Quality is a broad term; one that is hard to define. Despite its vagueness, quality is surely something you’d recognize when you see it, right? However, like beauty, quality is often in the eye of the beholder. Standards of quality can vary from person to person, depending on their taste, experience, culture and values. As the expression goes: “one man's trash is another man's treasure.”

It’s safe to say delivering high-quality software systems and quality products is a requirement, but the challenge is that there are several different—and valid—points of view about what exactly that means. Is it an on-time and on-budget delivery, a beautiful user interface or a fully automated test suite? Maybe it’s zero bugs in production? Or maybe it’s just that customers aren’t complaining?

The truth is, in software, there is no one simple definition of quality. However, that doesn’t mean, as a software organization, you can’t align on what quality means to all your stakeholders. When developing software, it is essential that your team, company and, most importantly, the people using the software can all unite around one definition of quality. Holding a shared definition of quality is critical to your success if you hope to consistently deliver meaningful products to your customers.

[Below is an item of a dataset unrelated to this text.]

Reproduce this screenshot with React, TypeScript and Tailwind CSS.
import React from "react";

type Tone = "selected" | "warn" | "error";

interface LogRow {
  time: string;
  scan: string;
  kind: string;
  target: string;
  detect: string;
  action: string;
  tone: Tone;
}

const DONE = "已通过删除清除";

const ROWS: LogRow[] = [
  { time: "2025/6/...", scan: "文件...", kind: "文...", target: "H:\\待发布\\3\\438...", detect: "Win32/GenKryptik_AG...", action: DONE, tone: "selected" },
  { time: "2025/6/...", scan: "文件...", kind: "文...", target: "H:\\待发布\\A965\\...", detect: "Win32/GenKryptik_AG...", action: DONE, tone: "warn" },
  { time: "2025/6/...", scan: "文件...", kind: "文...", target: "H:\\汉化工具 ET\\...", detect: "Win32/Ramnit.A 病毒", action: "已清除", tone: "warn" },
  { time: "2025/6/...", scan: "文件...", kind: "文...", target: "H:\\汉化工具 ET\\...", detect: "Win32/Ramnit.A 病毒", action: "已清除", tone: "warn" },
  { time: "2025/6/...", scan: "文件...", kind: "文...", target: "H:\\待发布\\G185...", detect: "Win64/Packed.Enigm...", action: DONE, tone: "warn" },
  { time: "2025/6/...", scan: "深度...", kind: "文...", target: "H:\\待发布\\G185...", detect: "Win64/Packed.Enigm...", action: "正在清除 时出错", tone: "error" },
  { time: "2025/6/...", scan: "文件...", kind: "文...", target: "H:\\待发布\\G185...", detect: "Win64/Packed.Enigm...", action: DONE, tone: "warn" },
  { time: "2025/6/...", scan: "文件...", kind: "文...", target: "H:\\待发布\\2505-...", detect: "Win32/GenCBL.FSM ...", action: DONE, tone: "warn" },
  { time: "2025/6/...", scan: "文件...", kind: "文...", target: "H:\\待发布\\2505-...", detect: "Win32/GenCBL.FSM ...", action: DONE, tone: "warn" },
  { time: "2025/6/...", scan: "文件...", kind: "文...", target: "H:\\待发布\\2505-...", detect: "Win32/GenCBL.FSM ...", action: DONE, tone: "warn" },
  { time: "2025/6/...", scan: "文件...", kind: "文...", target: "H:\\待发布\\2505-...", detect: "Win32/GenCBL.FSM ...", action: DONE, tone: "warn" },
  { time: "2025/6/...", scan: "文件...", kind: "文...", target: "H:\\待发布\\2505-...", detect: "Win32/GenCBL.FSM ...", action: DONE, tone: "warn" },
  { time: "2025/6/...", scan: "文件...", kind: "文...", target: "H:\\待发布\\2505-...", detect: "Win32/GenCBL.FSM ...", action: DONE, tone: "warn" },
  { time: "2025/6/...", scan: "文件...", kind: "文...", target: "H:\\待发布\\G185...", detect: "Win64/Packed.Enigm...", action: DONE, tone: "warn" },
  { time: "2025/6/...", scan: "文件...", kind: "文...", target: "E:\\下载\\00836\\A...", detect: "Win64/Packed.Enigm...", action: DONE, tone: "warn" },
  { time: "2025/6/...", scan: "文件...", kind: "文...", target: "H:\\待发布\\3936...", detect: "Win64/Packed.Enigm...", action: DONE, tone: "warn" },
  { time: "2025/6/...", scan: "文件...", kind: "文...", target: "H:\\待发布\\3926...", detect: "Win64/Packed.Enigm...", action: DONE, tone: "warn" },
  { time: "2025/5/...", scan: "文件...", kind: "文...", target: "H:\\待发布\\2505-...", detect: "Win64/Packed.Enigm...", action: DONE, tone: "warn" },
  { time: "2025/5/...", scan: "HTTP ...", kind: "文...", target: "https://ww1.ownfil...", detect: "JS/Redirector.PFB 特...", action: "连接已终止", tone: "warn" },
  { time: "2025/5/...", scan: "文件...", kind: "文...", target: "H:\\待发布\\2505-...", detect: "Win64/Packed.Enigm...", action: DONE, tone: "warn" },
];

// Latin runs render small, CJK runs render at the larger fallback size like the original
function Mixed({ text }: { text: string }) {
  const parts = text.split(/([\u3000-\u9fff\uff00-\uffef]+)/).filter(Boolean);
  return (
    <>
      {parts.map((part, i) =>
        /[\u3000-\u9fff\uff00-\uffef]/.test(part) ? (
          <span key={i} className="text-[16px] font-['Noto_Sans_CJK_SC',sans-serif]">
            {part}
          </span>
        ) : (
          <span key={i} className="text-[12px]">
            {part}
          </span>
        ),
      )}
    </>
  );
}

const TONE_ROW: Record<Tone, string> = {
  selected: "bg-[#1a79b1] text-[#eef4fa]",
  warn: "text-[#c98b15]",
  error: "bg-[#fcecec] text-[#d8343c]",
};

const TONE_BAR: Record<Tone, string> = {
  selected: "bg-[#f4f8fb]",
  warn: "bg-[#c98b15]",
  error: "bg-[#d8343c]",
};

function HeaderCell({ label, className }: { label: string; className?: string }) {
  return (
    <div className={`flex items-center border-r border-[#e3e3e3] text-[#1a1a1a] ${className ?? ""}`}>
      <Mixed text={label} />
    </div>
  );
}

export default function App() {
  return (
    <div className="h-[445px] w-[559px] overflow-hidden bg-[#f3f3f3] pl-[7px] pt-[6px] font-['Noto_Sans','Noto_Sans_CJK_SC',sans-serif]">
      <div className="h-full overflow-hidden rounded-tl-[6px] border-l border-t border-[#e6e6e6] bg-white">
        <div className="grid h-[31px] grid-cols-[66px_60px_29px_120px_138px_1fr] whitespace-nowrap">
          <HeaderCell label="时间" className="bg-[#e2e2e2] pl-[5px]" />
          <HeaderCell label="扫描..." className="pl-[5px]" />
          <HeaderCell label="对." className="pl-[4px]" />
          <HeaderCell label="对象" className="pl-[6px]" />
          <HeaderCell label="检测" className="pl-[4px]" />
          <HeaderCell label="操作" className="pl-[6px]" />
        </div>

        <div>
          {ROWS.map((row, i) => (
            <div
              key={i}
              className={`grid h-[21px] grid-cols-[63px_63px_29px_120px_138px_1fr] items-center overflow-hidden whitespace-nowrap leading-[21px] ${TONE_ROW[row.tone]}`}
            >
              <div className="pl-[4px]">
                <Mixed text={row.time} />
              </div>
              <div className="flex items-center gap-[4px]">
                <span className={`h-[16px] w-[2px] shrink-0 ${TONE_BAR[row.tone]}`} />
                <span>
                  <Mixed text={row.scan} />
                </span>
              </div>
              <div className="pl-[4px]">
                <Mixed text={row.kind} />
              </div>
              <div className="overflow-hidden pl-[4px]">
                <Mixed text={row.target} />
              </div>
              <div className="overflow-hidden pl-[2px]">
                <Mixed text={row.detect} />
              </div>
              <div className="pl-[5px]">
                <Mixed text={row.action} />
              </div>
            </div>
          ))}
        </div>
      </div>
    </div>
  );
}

There are a million good reasons why a team may decide to author a definition of quality, but for my team, employee engagement was recently the driving force. As active participants in Gallup’s Q12 employee engagement survey across our global organization, the prompt “My associates or fellow employees are committed to doing quality work” initiated team discussion and exploration around quality.

As a team that considers quality to be a keystone of the products and services we provide, it was difficult to see colleagues struggle with what it meant to produce quality software. Upon further introspection, we realized we could not expect our coworkers to be committed to quality when we couldn’t even explain it to each other. And so, our team’s journey to create a definition of quality began.